-- Begin Exercise materials --
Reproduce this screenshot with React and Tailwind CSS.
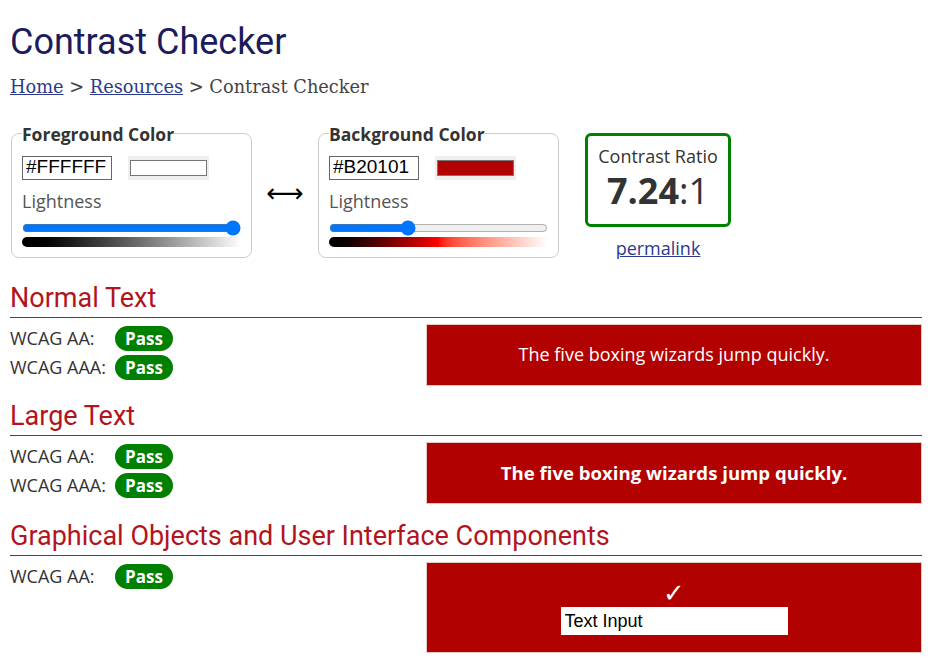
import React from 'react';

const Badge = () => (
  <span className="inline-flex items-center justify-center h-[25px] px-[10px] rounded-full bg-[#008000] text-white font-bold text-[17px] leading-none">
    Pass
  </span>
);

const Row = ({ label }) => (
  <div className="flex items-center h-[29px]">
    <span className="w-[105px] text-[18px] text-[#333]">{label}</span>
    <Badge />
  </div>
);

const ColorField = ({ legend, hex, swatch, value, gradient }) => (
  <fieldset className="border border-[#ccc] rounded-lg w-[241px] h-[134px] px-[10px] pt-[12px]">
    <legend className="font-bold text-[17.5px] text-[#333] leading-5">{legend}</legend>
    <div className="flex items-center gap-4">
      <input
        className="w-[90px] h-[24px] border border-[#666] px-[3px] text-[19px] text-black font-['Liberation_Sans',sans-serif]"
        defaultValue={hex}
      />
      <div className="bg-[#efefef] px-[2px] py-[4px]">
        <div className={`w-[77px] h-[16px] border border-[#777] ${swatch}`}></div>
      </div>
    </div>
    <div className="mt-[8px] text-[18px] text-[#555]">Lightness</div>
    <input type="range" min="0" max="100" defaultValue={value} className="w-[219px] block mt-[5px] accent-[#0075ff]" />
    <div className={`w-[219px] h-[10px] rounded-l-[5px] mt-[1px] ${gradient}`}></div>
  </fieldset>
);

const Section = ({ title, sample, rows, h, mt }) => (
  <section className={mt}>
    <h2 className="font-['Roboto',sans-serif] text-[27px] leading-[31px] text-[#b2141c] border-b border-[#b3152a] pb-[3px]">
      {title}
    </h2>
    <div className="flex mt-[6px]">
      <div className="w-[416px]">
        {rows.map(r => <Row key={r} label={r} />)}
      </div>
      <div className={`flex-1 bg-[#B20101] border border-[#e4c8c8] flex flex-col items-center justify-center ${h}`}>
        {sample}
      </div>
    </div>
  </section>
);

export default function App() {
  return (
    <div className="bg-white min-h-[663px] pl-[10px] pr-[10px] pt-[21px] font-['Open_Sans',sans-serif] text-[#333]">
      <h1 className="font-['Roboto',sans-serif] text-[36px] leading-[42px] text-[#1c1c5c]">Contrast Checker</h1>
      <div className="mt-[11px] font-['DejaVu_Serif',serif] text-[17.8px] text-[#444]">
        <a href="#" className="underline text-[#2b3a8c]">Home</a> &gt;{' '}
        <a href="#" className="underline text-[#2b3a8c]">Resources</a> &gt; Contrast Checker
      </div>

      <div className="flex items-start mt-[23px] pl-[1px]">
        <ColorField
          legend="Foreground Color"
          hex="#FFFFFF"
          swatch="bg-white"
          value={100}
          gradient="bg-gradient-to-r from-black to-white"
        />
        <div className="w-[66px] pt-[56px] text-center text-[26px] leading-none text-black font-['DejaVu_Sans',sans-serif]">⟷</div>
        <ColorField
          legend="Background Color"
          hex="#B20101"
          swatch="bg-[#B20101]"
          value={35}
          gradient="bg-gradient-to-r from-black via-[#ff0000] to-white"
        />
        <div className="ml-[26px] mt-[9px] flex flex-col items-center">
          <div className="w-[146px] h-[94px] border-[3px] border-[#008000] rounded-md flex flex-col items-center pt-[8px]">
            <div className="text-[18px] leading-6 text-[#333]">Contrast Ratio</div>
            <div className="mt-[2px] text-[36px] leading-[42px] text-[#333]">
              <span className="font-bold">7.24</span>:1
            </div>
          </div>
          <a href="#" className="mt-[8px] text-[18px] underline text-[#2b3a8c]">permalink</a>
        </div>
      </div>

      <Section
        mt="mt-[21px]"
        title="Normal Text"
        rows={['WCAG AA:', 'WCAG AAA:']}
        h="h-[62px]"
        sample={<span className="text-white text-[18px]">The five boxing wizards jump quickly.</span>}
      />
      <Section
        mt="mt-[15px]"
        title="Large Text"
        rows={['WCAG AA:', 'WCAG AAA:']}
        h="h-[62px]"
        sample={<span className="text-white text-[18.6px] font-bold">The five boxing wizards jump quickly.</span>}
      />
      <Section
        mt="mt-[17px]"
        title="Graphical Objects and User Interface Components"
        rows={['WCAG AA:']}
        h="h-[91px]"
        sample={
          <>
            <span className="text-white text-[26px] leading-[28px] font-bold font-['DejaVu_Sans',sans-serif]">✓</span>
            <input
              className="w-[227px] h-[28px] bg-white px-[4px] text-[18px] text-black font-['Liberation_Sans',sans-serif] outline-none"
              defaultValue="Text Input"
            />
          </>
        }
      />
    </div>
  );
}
-- End Exercise materials --
-- Begin Exercise materials --
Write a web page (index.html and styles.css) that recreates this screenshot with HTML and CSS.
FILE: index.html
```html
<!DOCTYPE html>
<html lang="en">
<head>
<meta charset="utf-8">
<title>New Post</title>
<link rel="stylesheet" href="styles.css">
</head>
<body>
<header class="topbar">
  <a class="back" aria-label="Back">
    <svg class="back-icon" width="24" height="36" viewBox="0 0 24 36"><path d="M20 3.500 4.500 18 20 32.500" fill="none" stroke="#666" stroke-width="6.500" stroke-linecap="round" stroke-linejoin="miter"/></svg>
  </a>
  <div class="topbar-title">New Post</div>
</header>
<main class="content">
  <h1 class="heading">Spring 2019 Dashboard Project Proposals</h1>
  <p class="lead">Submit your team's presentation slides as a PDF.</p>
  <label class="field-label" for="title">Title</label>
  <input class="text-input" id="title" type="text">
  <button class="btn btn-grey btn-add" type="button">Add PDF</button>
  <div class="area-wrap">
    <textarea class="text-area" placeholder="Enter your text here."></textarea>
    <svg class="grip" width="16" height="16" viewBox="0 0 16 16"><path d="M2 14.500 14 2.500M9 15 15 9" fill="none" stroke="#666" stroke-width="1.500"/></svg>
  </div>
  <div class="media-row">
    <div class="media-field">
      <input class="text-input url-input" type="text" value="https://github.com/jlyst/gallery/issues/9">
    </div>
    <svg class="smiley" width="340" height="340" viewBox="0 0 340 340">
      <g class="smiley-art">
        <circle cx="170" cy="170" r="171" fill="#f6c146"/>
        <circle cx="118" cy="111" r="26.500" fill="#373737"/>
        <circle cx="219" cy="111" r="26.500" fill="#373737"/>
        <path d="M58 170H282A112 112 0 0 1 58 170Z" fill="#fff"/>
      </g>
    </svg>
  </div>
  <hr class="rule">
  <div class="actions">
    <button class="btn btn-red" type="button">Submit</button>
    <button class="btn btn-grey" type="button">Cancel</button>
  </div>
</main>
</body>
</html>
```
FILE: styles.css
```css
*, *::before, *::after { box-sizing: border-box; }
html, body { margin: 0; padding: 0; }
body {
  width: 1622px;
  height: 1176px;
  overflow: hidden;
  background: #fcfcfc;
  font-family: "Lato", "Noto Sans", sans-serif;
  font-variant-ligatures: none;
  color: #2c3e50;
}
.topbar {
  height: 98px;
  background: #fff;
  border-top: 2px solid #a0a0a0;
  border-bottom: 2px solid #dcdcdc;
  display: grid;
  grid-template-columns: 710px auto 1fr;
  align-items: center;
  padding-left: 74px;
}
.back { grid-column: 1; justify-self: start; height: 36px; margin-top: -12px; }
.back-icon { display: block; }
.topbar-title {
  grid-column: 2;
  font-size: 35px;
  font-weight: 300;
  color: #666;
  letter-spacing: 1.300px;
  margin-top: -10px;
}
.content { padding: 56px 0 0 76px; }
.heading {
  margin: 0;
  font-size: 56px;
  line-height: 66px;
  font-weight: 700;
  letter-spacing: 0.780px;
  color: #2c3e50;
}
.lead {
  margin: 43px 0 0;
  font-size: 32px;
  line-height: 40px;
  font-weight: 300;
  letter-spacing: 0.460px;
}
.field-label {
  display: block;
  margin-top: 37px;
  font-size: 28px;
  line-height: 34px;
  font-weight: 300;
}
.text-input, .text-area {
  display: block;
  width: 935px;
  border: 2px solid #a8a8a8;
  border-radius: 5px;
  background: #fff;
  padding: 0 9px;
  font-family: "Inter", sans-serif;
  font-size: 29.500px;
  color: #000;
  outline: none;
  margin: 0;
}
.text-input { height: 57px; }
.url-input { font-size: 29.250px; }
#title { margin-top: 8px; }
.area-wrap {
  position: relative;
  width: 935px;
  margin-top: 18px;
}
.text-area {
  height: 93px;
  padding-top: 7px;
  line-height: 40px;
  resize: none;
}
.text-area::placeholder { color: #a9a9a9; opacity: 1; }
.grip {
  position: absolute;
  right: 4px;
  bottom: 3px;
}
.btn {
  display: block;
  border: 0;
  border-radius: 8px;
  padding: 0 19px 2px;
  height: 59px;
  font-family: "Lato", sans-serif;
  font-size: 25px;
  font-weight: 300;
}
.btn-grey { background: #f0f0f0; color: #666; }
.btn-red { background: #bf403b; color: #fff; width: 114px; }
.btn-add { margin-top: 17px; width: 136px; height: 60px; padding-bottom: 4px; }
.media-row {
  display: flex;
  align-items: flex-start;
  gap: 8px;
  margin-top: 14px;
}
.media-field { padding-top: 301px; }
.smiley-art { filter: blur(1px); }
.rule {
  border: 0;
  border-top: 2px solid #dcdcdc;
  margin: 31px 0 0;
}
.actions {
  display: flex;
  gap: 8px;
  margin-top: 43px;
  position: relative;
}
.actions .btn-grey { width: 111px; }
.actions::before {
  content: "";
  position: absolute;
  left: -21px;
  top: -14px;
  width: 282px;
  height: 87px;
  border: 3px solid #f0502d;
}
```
-- End Exercise materials --
## Task statement:
Using the material above, copy every line in which the string "React" occurs.

## The reply:
Reproduce this screenshot with React and Tailwind CSS.
import React from 'react';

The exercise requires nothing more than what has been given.